At first sight, Kim Beazley’s
decision to commit himself to revising Labor’s uranium policy is
puzzling. It may amount to good public policy, but Beazley’s tenure so
far has shown no signs that he believes development of good policy to
be the job of an opposition. Nor does it look like a vote winner:
people who support uranium mining generally feel less strongly about it
than those who oppose it, and the strong supporters are quite likely to
be voting Coalition anyway.
Perhaps Beazley judges that the
policy will have to be changed in government anyway, so he might as
well get the fight over with now. But a Beazley government is an
uncertain prospect, so it would seem to make more sense to leave it
until then: if he does win next year’s election, his standing will be
high enough to get whatever policy changes he wants.

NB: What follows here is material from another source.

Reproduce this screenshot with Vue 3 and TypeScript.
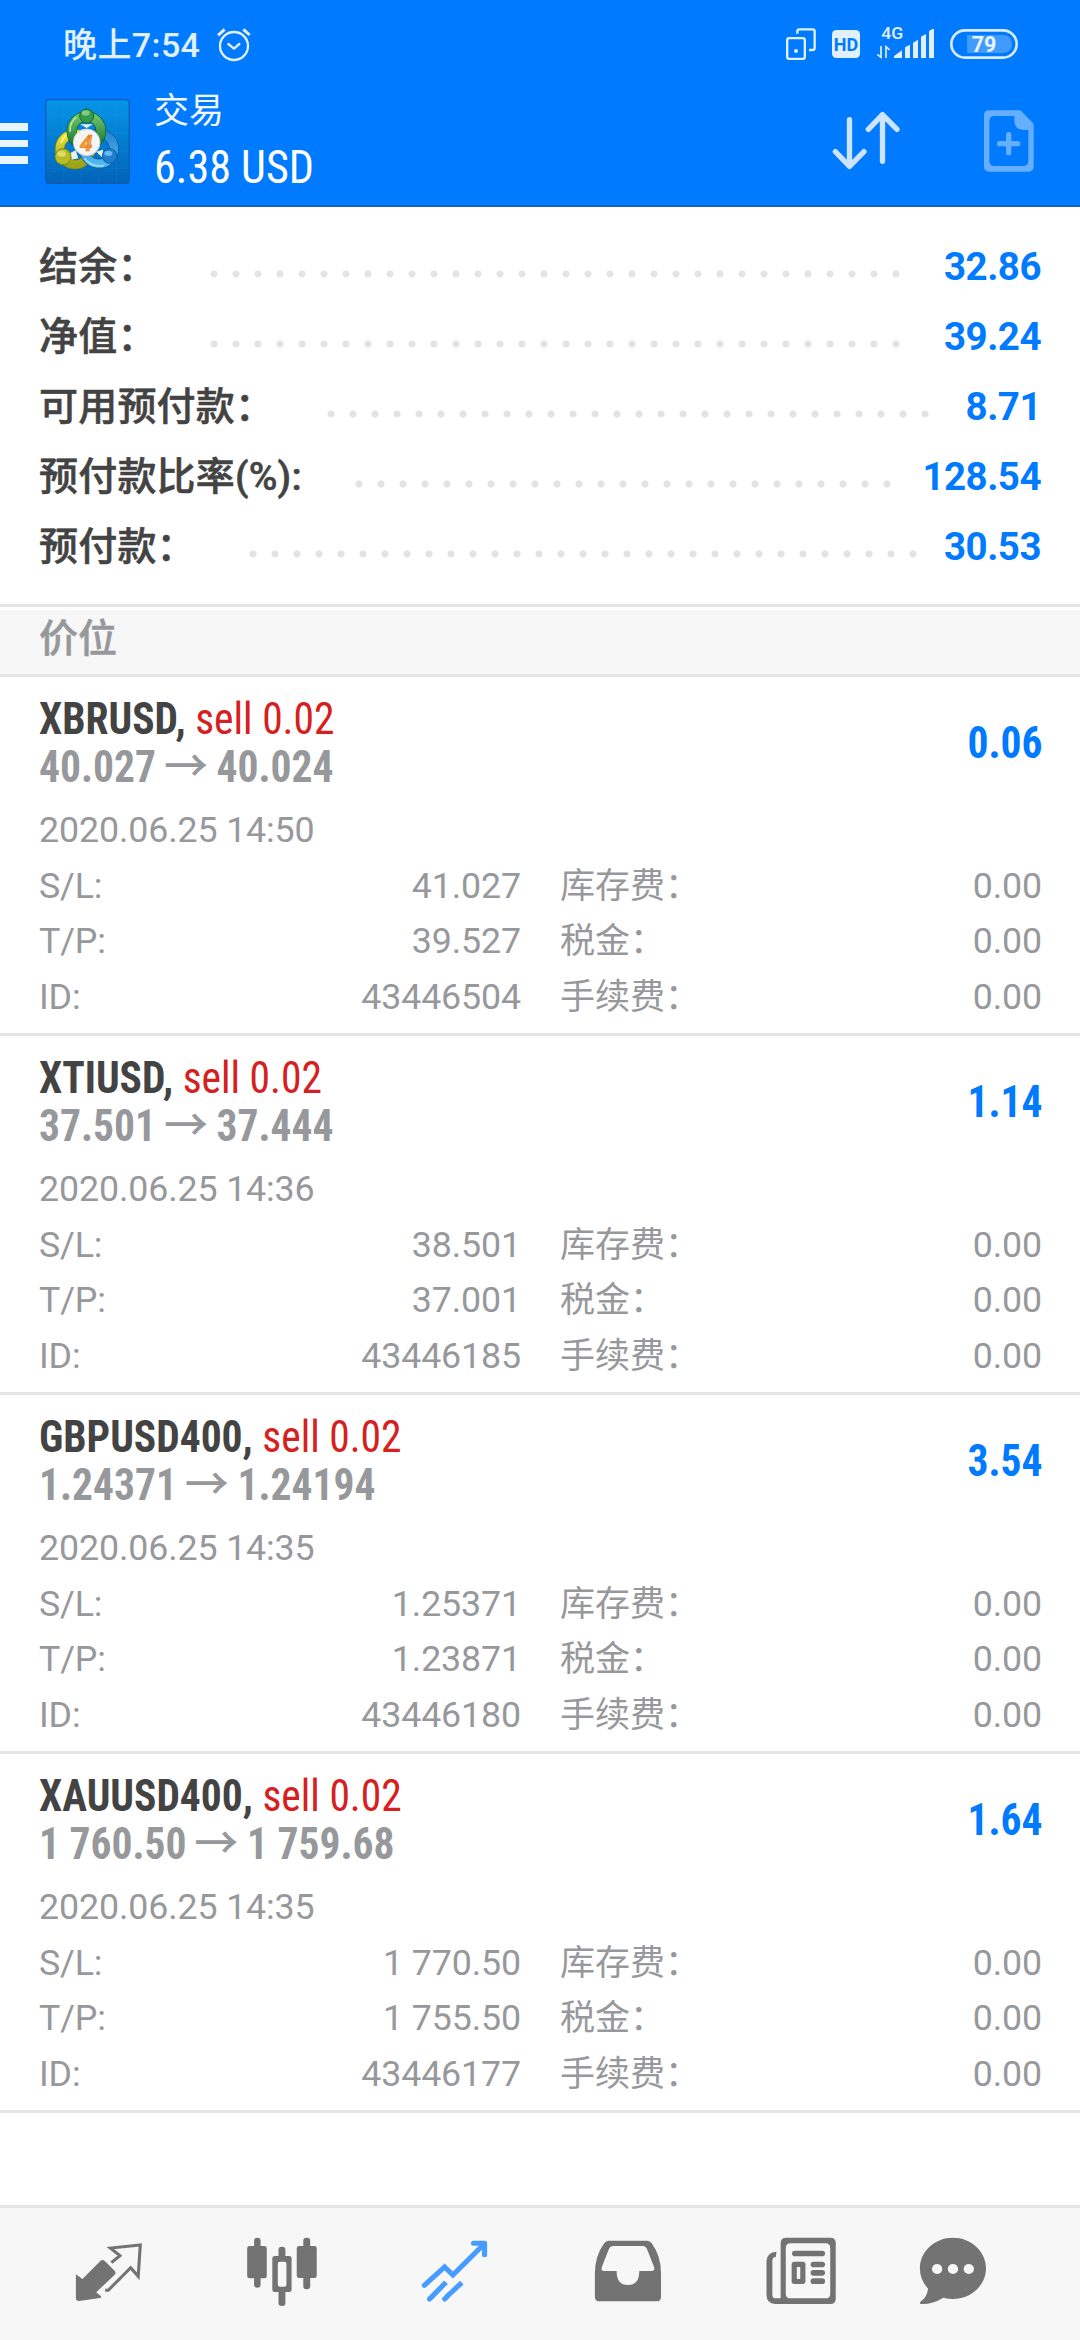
<script setup lang="ts">
interface SummaryRow {
  label: string
  value: string
  dots: number
}

interface Position {
  symbol: string
  side: string
  open: string
  current: string
  profit: string
  time: string
  sl: string
  tp: string
  id: string
}

const DOT_STEP = 22

const summary: SummaryRow[] = [
  { label: '结余：', value: '32.86', dots: 32 },
  { label: '净值：', value: '39.24', dots: 32 },
  { label: '可用预付款：', value: '8.71', dots: 28 },
  { label: '预付款比率(%):', value: '128.54', dots: 25 },
  { label: '预付款：', value: '30.53', dots: 31 },
]

const positions: Position[] = [
  { symbol: 'XBRUSD', side: 'sell 0.02', open: '40.027', current: '40.024', profit: '0.06', time: '2020.06.25 14:50', sl: '41.027', tp: '39.527', id: '43446504' },
  { symbol: 'XTIUSD', side: 'sell 0.02', open: '37.501', current: '37.444', profit: '1.14', time: '2020.06.25 14:36', sl: '38.501', tp: '37.001', id: '43446185' },
  { symbol: 'GBPUSD400', side: 'sell 0.02', open: '1.24371', current: '1.24194', profit: '3.54', time: '2020.06.25 14:35', sl: '1.25371', tp: '1.23871', id: '43446180' },
  { symbol: 'XAUUSD400', side: 'sell 0.02', open: '1 760.50', current: '1 759.68', profit: '1.64', time: '2020.06.25 14:35', sl: '1 770.50', tp: '1 755.50', id: '43446177' },
]

const details = (p: Position) => [
  { name: 'S/L:', value: p.sl, fee: '库存费：' },
  { name: 'T/P:', value: p.tp, fee: '税金：' },
  { name: 'ID:', value: p.id, fee: '手续费：' },
]
</script>

<template>
  <div class="screen">
    <header class="header">
      <div class="status">
        <span class="clock">晚上7:54</span>
        <svg class="alarm" width="36" height="36" viewBox="0 0 108 108" fill="none" stroke="#e0f0ff" stroke-width="7" stroke-linecap="round" stroke-linejoin="round">
          <circle cx="54" cy="60" r="42" />
          <path d="M37 54 L54 68 L70 54" />
          <path d="M6 28 L26 10 M82 10 L101 27" stroke-width="9" stroke-linecap="butt" />
        </svg>
        <svg class="indicators" width="236" height="36" viewBox="132 78 708 108" fill="none">
          <path d="M169 101 V94 Q169 88 175 88 H215 Q221 88 221 94 V144 Q221 150 215 150 H204" stroke="#e0f0ff" stroke-width="7" />
          <rect x="138.500" y="114.500" width="53" height="62" rx="6" stroke="#e0f0ff" stroke-width="7" />
          <circle cx="165" cy="153" r="6" fill="#e0f0ff" />
          <rect x="273" y="90" width="84" height="84" rx="13" fill="#e0f0ff" />
          <text x="315" y="152" class="hd" text-anchor="middle">HD</text>
          <text x="421" y="117" class="net" textLength="66" lengthAdjust="spacingAndGlyphs">4G</text>
          <path d="M420 138 V172 L409 163 M435 174 V140 L446 150" stroke="#e0f0ff" stroke-width="5" />
          <path fill="#e0f0ff" d="M459 168 L483 151 V174 H459Z M492 142 L507 134 V174 H492Z M516 128 L531 119 V174 H516Z M540 110 L555 102 V174 H540Z M564 94 Q572 86 579 87 V174 H564Z" />
          <rect x="631" y="91" width="196" height="82" rx="41" stroke="#d8ecff" stroke-width="8" />
          <path fill="#409bff" d="M678 105 H787 Q813 107 813 132 Q813 157 787 159 H678Z" />
          <text x="729" y="157" class="charge" text-anchor="middle" textLength="74" lengthAdjust="spacingAndGlyphs">79</text>
        </svg>
      </div>
      <div class="bar">
        <div class="menu"><i></i><i></i><i></i></div>
        <svg class="logo" width="85" height="85" viewBox="18 26 255 255">
          <defs>
            <linearGradient id="tile" x1="0" y1="0" x2="0" y2="1">
              <stop offset="0" stop-color="#0595e8" /><stop offset="1" stop-color="#0263b8" />
            </linearGradient>
            <linearGradient id="green" x1="0" y1="0" x2="0" y2="1">
              <stop offset="0" stop-color="#6cc26b" /><stop offset="1" stop-color="#16772f" />
            </linearGradient>
            <linearGradient id="yellow" x1="0" y1="0" x2="0" y2="1">
              <stop offset="0" stop-color="#f0e23a" /><stop offset="1" stop-color="#99a417" />
            </linearGradient>
            <linearGradient id="blue" x1="0" y1="0" x2="0" y2="1">
              <stop offset="0" stop-color="#2a86d2" /><stop offset="1" stop-color="#52b7f0" />
            </linearGradient>
          </defs>
          <rect x="20" y="28" width="251" height="251" rx="10" fill="url(#tile)" stroke="#0a5cb8" stroke-width="4" />
          <path d="M72 30 V277 M126 30 V277 M180 30 V277 M232 30 V277 M22 76 H269 M22 128 H269 M22 182 H269 M22 234 H269" stroke="#3aa6ee" stroke-opacity=".22" stroke-width="2" />
          <g fill="none">
            <circle cx="108" cy="177" r="46" stroke="#777f16" stroke-width="29" />
            <circle cx="108" cy="177" r="46" stroke="url(#yellow)" stroke-width="25" />
            <path d="M66 158 Q76 128 108 124" stroke="#fff789" stroke-width="5" />
            <circle cx="180" cy="175" r="45" stroke="#0a5899" stroke-width="29" />
            <circle cx="180" cy="175" r="45" stroke="url(#blue)" stroke-width="25" />
            <path d="M136 204 Q158 232 194 226" stroke="#a6dcff" stroke-width="5" />
            <circle cx="142" cy="122" r="44" stroke="#0c5b2b" stroke-width="31" />
            <circle cx="142" cy="122" r="44" stroke="url(#green)" stroke-width="27" />
            <path d="M93 124 Q92 94 112 81" stroke="#b7e5a4" stroke-width="5" />
          </g>
          <path d="M124 102 H162 L143 113Z M94 188 L110 180 L118 204 L98 208Z M172 184 L192 178 L192 204Z" fill="#e9f3e4" />
          <circle cx="143" cy="77" r="21" fill="#379b4d" stroke="#12682f" stroke-width="3" />
          <ellipse cx="140" cy="68" rx="12" ry="8" fill="#82cb80" />
          <circle cx="72" cy="199" r="24" fill="#b9bd25" stroke="#7d8618" stroke-width="3" />
          <ellipse cx="68" cy="190" rx="13" ry="9" fill="#dedb66" />
          <circle cx="212" cy="197" r="22" fill="#1f7fce" stroke="#0b5da8" stroke-width="3" />
          <ellipse cx="208" cy="189" rx="12" ry="8" fill="#68b8ee" />
          <circle cx="143" cy="156" r="40" fill="#f5f5f5" stroke="#cdd2d3" stroke-width="3" />
          <text x="142" y="181" class="four" text-anchor="middle">4</text>
        </svg>
        <div class="titles">
          <div class="caption">交易</div>
          <div class="total cond">6.38 USD</div>
        </div>
        <svg class="sort" width="70" height="62" viewBox="270 330 210 186" fill="none" stroke="#cce4ff" stroke-width="16" stroke-linecap="round" stroke-linejoin="round">
          <path d="M325.500 359 V499 M283 455 L325.500 499 L369 455" />
          <path d="M424.500 484 V344 M382 388 L424.500 344 L468 388" />
        </svg>
        <svg class="newdoc" width="52" height="62" viewBox="727 330 156 186">
          <path fill="#66afff" fill-rule="evenodd" d="M745 331 H839 L879 371 V499 Q879 515 864 515 H745 Q730 515 730 499 V346 Q730 331 745 331Z M762 348 Q746 348 746 364 V482 Q746 498 762 498 H847 Q863 498 863 482 V390 H849 Q821 389 821 361 V348Z" />
          <path d="M804 404 V458 M777 431 H831" stroke="#66afff" stroke-width="16" stroke-linecap="round" />
        </svg>
      </div>
    </header>

    <section class="summary">
      <div v-for="row in summary" :key="row.label" class="sumrow">
        <span class="label">{{ row.label }}</span>
        <span class="leader" :style="{ width: row.dots * DOT_STEP + 'px' }"></span>
        <span class="amount">{{ row.value }}</span>
      </div>
    </section>

    <div class="section">价位</div>

    <article v-for="p in positions" :key="p.id" class="position">
      <div class="top">
        <div>
          <div class="line cond"><b class="symbol">{{ p.symbol }},</b> <span class="side">{{ p.side }}</span></div>
          <div class="line cond prices">{{ p.open }} <span class="arrow">→</span> {{ p.current }}</div>
        </div>
        <div class="profit cond">{{ p.profit }}</div>
      </div>
      <div class="time">{{ p.time }}</div>
      <div v-for="d in details(p)" :key="d.name" class="detail">
        <span class="name">{{ d.name }}</span>
        <span class="val">{{ d.value }}</span>
        <span class="fee">{{ d.fee }}</span>
        <span class="feeval">0.00</span>
      </div>
    </article>

    <nav class="tabs">
      <div class="tab">
        <svg width="80" height="70" viewBox="199 141 232.300 210" preserveAspectRatio="none">
          <path fill="#737373" d="M219 253 L238 267 L290 213 Q297 207 303 213 L332 243 Q337 249 331 255 L278 307 L292 319 Q294 323 289 324 L228 333 Q219 333 219 325Z" />
          <path fill="none" stroke="#737373" stroke-width="9" d="M322 218 L347 197 L319 174 L406 165 L400 259 L378 233 L313 301 H304" />
        </svg>
      </div>
      <div class="tab">
        <svg width="80" height="70" viewBox="700 141 232.300 210" preserveAspectRatio="none">
          <g fill="#737373">
            <rect x="735" y="143" width="19" height="150" rx="9" /><rect x="715" y="168" width="57" height="97" rx="7" />
            <rect x="878" y="143" width="20" height="155" rx="9" /><rect x="859" y="168" width="58" height="96" rx="7" />
            <rect x="806" y="170" width="20" height="178" rx="9" /><rect x="788" y="198" width="56" height="108" rx="7" />
          </g>
          <rect x="804" y="215" width="25" height="75" rx="6" fill="#f7f7f7" />
        </svg>
      </div>
      <div class="tab">
        <svg width="80" height="70" viewBox="1203 141 232.300 210" preserveAspectRatio="none" fill="none" stroke="#469dff" stroke-width="15">
          <path stroke-linecap="round" d="M1230 286 L1289 231 L1313 255 L1404 162" />
          <path stroke-linecap="round" stroke-linejoin="round" d="M1373 160 H1405 V194" />
          <path d="M1293 277 L1251 321 M1339 278 L1294 321" />
          <path stroke-linecap="round" d="M1245 327 L1252 320 M1289 327 L1296 320" />
        </svg>
      </div>
      <div class="tab">
        <svg width="80" height="70" viewBox="138 141 232.300 210" preserveAspectRatio="none">
          <path fill="#737373" fill-rule="evenodd" d="M198 152 H310 Q318 152 323 160 Q350 198 350 250 V320 Q350 334 337 334 H172 Q158 334 158 320 V250 Q158 198 185 160 Q190 152 198 152Z M211 168 Q202 168 199 176 L178 232 Q175 243 187 243 H221 Q221 285 254 285 Q287 285 287 243 H322 Q333 243 330 232 L309 176 Q306 168 298 168Z" />
        </svg>
      </div>
      <div class="tab">
        <svg width="80" height="70" viewBox="641 141 232.300 210" preserveAspectRatio="none">
          <path fill="#737373" fill-rule="evenodd" d="M715 143 H842 Q858 143 858 159 V326 Q858 342 842 342 H682 Q657 340 657 314 V212 Q659 187 686 185 L684 201 Q674 201 674 212 V314 Q674 325 684 325 H698 V159 Q698 143 715 143Z M727 160 Q713 160 713 174 V311 Q713 325 727 325 H828 Q842 325 842 311 V174 Q842 160 828 160Z" />
          <g fill="#737373">
            <rect x="731" y="182" width="96" height="17" rx="8.500" /><rect x="730" y="215" width="40" height="67" rx="8" />
            <rect x="785" y="215" width="42" height="17" rx="8.500" /><rect x="785" y="240" width="42" height="17" rx="8.500" /><rect x="785" y="265" width="42" height="17" rx="8.500" />
          </g>
          <rect x="745" y="231" width="10" height="36" rx="2" fill="#f7f7f7" />
        </svg>
      </div>
      <div class="tab last">
        <svg width="80" height="70" viewBox="1083 141 232.300 210" preserveAspectRatio="none">
          <path fill="#737373" d="M1199 143 C1252 143 1295 184 1295 235 C1295 286 1252 327 1199 327 Q1184 327 1171 323 Q1140 343 1107 342 Q1100 340 1106 334 Q1123 322 1127 296 Q1103 270 1103 235 C1103 184 1146 143 1199 143Z" />
          <g fill="#f7f7f7"><circle cx="1153" cy="237" r="15" /><circle cx="1199" cy="237" r="15" /><circle cx="1245" cy="237" r="15" /></g>
        </svg>
      </div>
    </nav>
  </div>
</template>

<style>
body {
  background: #fff;
}
</style>

<style scoped>
.screen {
  width: 1080px;
  height: 2340px;
  display: flex;
  flex-direction: column;
  overflow: hidden;
  background: #fff;
  font-family: Roboto, "Noto Sans CJK SC", sans-serif;
  white-space: nowrap;
}
svg {
  display: block;
  flex: none;
  overflow: visible;
}
.cond {
  font-family: "Roboto Condensed", Roboto, "Noto Sans CJK SC", sans-serif;
  font-stretch: 75%;
  transform: scaleX(0.943);
  transform-origin: left center;
}
.header {
  box-sizing: border-box;
  height: 207px;
  background: #007aff;
  border-bottom: 2px solid #1464bd;
  color: #fff;
}
.status {
  height: 88px;
  display: flex;
  align-items: flex-start;
  padding-left: 63px;
}
.clock {
  width: 153px;
  margin-top: 25px;
  line-height: 40px;
  font-size: 34px;
  font-weight: 500;
  letter-spacing: 0.4px;
  color: #e0f0ff;
}
.alarm {
  margin-top: 26px;
}
.indicators {
  margin: 26px 0 0 533px;
}
.hd {
  font: 700 54px Roboto, sans-serif;
  fill: #007aff;
}
.net {
  font: 500 50px Roboto, sans-serif;
  fill: #e0f0ff;
}
.charge {
  font: 700 68px Roboto, sans-serif;
  fill: #e8f4ff;
}
.four {
  font: italic 700 68px Roboto, sans-serif;
  fill: #f7a13a;
  stroke: #e07a1c;
  stroke-width: 2px;
}
.bar {
  height: 117px;
  display: flex;
  align-items: flex-start;
}
.menu {
  width: 28px;
  margin-top: 35px;
  display: flex;
  flex-direction: column;
  gap: 9px;
}
.menu i {
  height: 7.500px;
  background: #e8f4ff;
}
.logo {
  margin: 11px 0 0 17px;
}
.titles {
  width: 300px;
  margin-left: 24px;
}
.caption {
  font-size: 35px;
  line-height: 48px;
  color: #f2f8ff;
}
.total {
  font-size: 47px;
  line-height: 60px;
  margin-top: 1px;
  transform: scaleX(0.939);
}
.sort {
  margin: 22px 0 0 377px;
}
.newdoc {
  margin: 22px 0 0 82px;
}
.summary {
  height: 350px;
  padding: 25px 39px 22px;
  border-bottom: 3px solid #e5e5e5;
}
.sumrow {
  height: 70px;
  display: flex;
  line-height: 70px;
  font-size: 39px;
}
.label {
  font-weight: 500;
  letter-spacing: 0.200px;
  color: #434343;
  -webkit-text-stroke: 0.5px #434343;
}
.leader {
  margin: 31px 0 0 46px;
  height: 22px;
  background: radial-gradient(circle at 11px 11px, #e3e3e3 3.200px, transparent 3.900px) 0 0 / 22px 22px repeat-x;
}
.amount {
  margin-left: auto;
  font-size: 38.500px;
  font-weight: 700;
  letter-spacing: -0.500px;
  color: #007aff;
}
.section {
  height: 58px;
  padding: 0 39px 6px;
  border-top: 3px solid #fff;
  border-bottom: 3px solid #e5e5e5;
  background: #f7f7f7;
  color: #97989b;
  font-size: 39px;
  font-weight: 500;
  line-height: 58px;
  -webkit-text-stroke: 0.5px #97989b;
}
.position {
  box-sizing: border-box;
  height: 359px;
  padding: 18px 38px 0 39px;
  border-bottom: 3px solid #e5e5e5;
  color: #97989b;
  font-size: 35.750px;
  letter-spacing: -0.120px;
}
.top {
  display: flex;
  justify-content: space-between;
  height: 107px;
  letter-spacing: 0;
}
.line {
  height: 48px;
  line-height: 48px;
  font-size: 44px;
}
.symbol {
  color: #434343;
}
.side {
  color: #d62020;
}
.prices {
  font-weight: 700;
}
.arrow {
  display: inline-block;
  font-family: "Noto Sans CJK SC", sans-serif;
  font-weight: 500;
  line-height: 1px;
  transform: scaleX(1.060);
}
.profit {
  margin-top: 24px;
  line-height: 48px;
  font-size: 44px;
  font-weight: 700;
  color: #007aff;
  transform-origin: right center;
}
.time {
  margin-bottom: 0.500px;
  line-height: 56px;
}
.detail {
  display: flex;
  height: 55.500px;
  line-height: 55.500px;
}
.name {
  width: 180px;
}
.val {
  width: 302px;
  text-align: right;
}
.fee {
  margin-left: 39px;
  font-size: 35px;
  letter-spacing: 0;
}
.feeval {
  margin-left: auto;
}
.tabs {
  display: flex;
  height: 132px;
  margin-top: auto;
  padding-left: 22px;
  border-top: 3px solid #e5e5e5;
  background: #f7f7f7;
}
.tab {
  width: 173px;
  display: flex;
  justify-content: center;
  padding-top: 29px;
}
.last {
  width: 132px;
}
</style>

appearance of courageous, disinterested policy-making, however, is
probably just what Beazley is aiming for. It reminds me of John
Howard’s decision in 1997 to put the GST back on the agenda: his
government was in the doldrums, and he wanted a bold stroke to regain
credibility. There were no votes in the policy itself, but there were
(apparently) votes in the appearance of principle. One of Beazley’s big
problems has been the perception that he doesn’t really stand for
anything; this could be one way to address it.
That’s not to
deny that Beazley sincerely believes that the three-mines policy is
obsolete, just as Howard sincerely believed in the GST. But if politics
was only about sincerity, the careers of both men would look very
different to the way they do.
The uranium decision also suggests
that Beazley doesn’t share the commentators’ obsession with Labor’s
primary vote. He knows that a weakening of the nuclear policy will
drive some of his voters to the Greens. But as long as they come back
to Labor in preferences, he doesn’t care about that: and realistically,
with Howard promising to pepper the country with nuclear reactors,
anti-nuclear Greens voters have nowhere else to go.